The suit, filed Tuesday in the U.S. District Court for the District of Virginia, says Google controls the technology used by nearly every major website publisher to offer display advertising space for sale, the leading tools used by advertisers to buy that space, and the largest ad exchange that matches publishers with advertisers each time ad space is sold.
The suit says Google has restrained competition by acquiring competitors, requiring websites to use its advertising tools, limiting bidding for advertising space to its ad exchange, and manipulating mechanisms for auctions that identify the best match between a publisher with advertising space and the advertisers who want to buy it.
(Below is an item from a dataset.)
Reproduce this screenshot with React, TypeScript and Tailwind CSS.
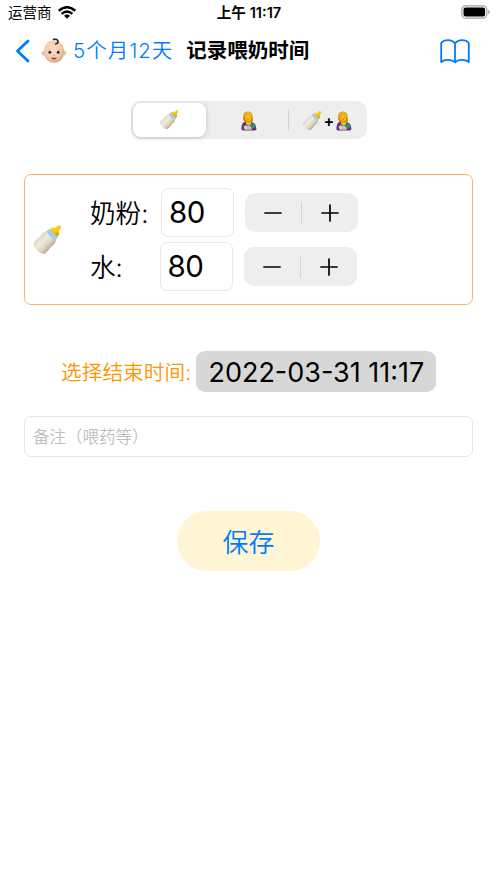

“By monopolizing the components of ad tech, Google has raised advertising costs for businesses while simultaneously lowering the revenues website publishers receive for their ad space, keeping unfairly high fees for itself,” according to the New York attorney general press release. “This conduct hurts consumers because as publishers make less money on advertising inventory, fewer publishers are able to offer internet users content for free, without subscriptions, paywall or alternative forms of monetization.”
The suit could lead to the eventual breakup of Google’s advertising business, Politico reports. According to the New York Times, the suit is the DOJ’s first antitrust suit against a “tech giant” in the Biden administration.
The DOJ previously filed an antitrust suit against Google in October 2020 alleging that Google has a monopoly in search services and search advertising. That case is scheduled for trial in September 2023.
The states joining with the DOJ in the new suit are California, Colorado, Connecticut, New Jersey, New York, Rhode Island, Tennessee and Virginia. A different group of states led by Texas filed a similar suit against Google in 2020.
The new suit asks the court to rule that Google acted unlawfully and to order the divestiture of its technology in its Google Ad Manager suite.
According to the New York Times, courts have “for decades subscribed to a view that antitrust violations should mostly be determined by whether they increase prices for consumers.” But the Biden administration’s antitrust chief in the DOJ, Jonathan Kanter, along with the chair of the Federal Trade Commission, Lina Khan, have said they hope to “stretch the boundaries of the law.”
The Washington Post described both officials as “tech critics.”
A Google spokesperson told Politico that the new DOJ suit “largely duplicates an unfounded lawsuit by the Texas attorney general, much of which was recently dismissed by a federal court. DOJ is doubling down on a flawed argument that would slow innovation, raise advertising fees, and make it harder for thousands of small businesses and publishers to grow.”